When Wealth Pretends to Be Wise, the Academy Must Speak
- aquest

- 5 days ago
- 3 min read
There are moments in history when a civilisation does not collapse noisily, but drifts—slowly, comfortably—away from its moral bearings. We may be living through such a moment now. Wealth, greased by technology and performative spectacle, has briefly succeeded in presenting itself as wisdom. Influence now passes for insight; scale substitutes for substance; military might for righteous action; and speed is mistaken for progress.
Yet history teaches that when power outruns truth, correction becomes inevitable. The question is not whether a course correction will come, but from where.
It will not come from markets alone. Markets are efficient, not moral. They optimise for profit, not for justice, coherence, or long-term human flourishing. Nor will correction reliably come from politics, which increasingly mirrors the incentives and distortions of wealth itself. When money learns to speak fluently in the language, the argot, of policy, politics becomes reactive rather than principled.
The most credible hope for repair lies elsewhere: in the academy (the disciplined pursuit of truth across society, not merely universities).
At its best—never perfect, often contested, sometimes slow—the academy is civilisation’s conscience with footnotes. It is one of the few remaining spaces structurally committed to the pursuit of truth even when truth is insipid, inconvenient, unprofitable, or unfashionable. Its central ethic is not applause but accuracy; not power but proof; not dominance but dialogue.
This is precisely where a growing misconception must be addressed.
In recent decades, business schools—B-schools—have come to be spoken of, implicitly and sometimes explicitly, as the primary training grounds for society’s “leaders.” This assumption deserves careful scrutiny. Business schools are highly effective at what they were designed to do: teaching finance, accounting, operations, strategy, logistics, and organisational optimisation. These are valuable skills. They are not, however, synonymous with moral leadership.
Management competence is not the same as wisdom. Strategy is not ethics. And maximising shareholder value is not equivalent to maximising human good or socio-ecological welfare.
When business schools drift into presenting technical proficiency as moral authority, a quiet but consequential confusion sets in. Graduates may leave fluent in case studies yet underexposed to history’s warnings; adept at optimisation yet insufficiently trained in restraint; confident in models yet thinly grounded in values. This is not a failure of intelligence—it is a failure of formation.

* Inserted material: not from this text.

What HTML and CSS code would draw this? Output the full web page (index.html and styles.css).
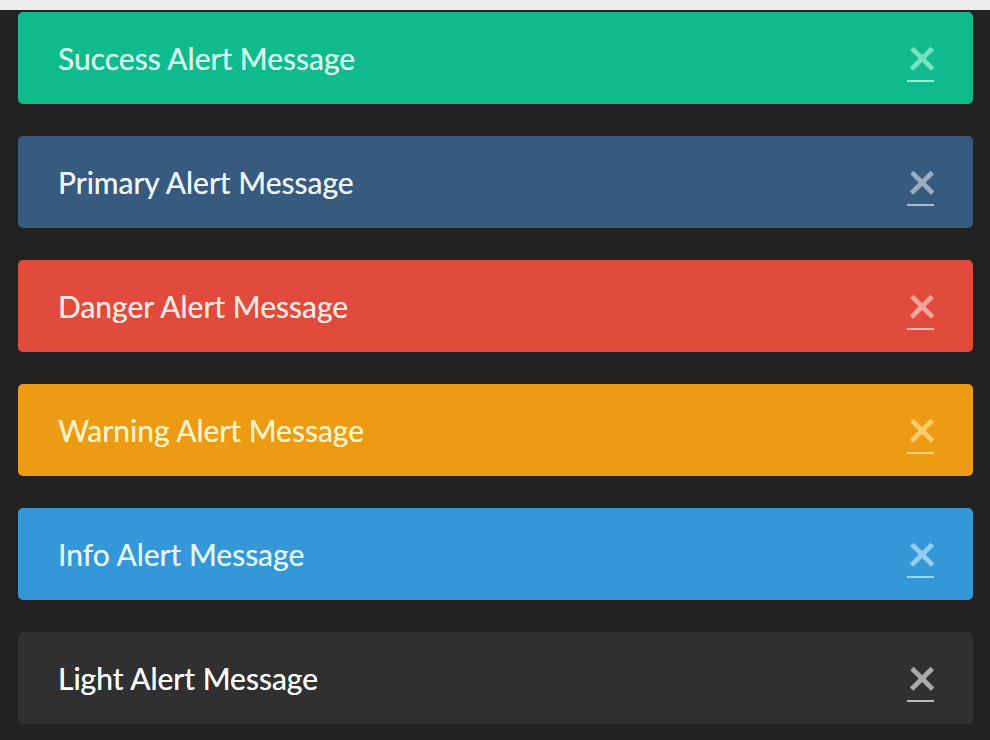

By contrast, the wider academy—across philosophy, history, the sciences, the humanities, law, and social inquiry—exists to interrogate first principles. It asks not only How can this be done? but Should it be done? At what cost? To whom? And with what long-term consequences? These questions rarely feature on balance sheets, yet they determine whether societies endure or unravel.
Crucially, the academy understands something wealth—and sometimes B-schools—are tempted to forget: that value is not synonymous with price. Human dignity cannot be monetised without loss. Ecological systems cannot be externalised indefinitely. Knowledge divorced from ethics becomes cleverness, not wisdom. The academy—at its best—holds these distinctions steady when society is tempted to blur them.
This does not require hostility toward business education. On the contrary, business schools function best when re-embedded within the moral and intellectual ecosystem of the university—when finance is taught alongside ethics, strategy alongside history, innovation alongside responsibility. Leadership worthy of the name emerges not from spreadsheets alone, but from disciplined moral imagination.
Repairing the world order does not mean restoring some imagined golden age. It means recalibrating our collective compass: re-centering truth over traction, responsibility over reach, and long-term consequence over short-term gain. These recalibrations are slow work. They require patience, humility, and the willingness to review and revise one’s own assumptions—habits deeply ingrained in serious scholarship.
The academy also performs another quiet but essential function: formation. It does not merely produce research; it shapes minds. In classrooms, laboratories, libraries, and seminars, young people learn how to think rather than what to shout. They learn to sit with complexity, to tolerate uncertainty, and to distinguish disagreement from disrespect. In a polarised world, these are not academic luxuries; they are civic necessities.
Of course, the academy itself must remain self-critical---even painfully so. When it chases prestige over purpose, metrics over meaning, or funding over frankness, it risks becoming another servant of the very disorder it should interrogate. Its moral authority rests precisely on its willingness to resist such capture—including capture by wealth, rankings, and managerial whim or fashion.
Still, when wealth pretends to be wise, the academy remains humanity’s most credible counter-voice—not because it is louder, but because it is truer. Civilisations endure not by the brilliance of their elites, but by the integrity of their truth-telling institutions.
Course corrections are indeed vital. And if the world is to repair itself without tearing further apart, it will be scholars, teachers, and students—armed not with slogans but with disciplined thought and moral seriousness—who quietly help us find our way back to our planet earth.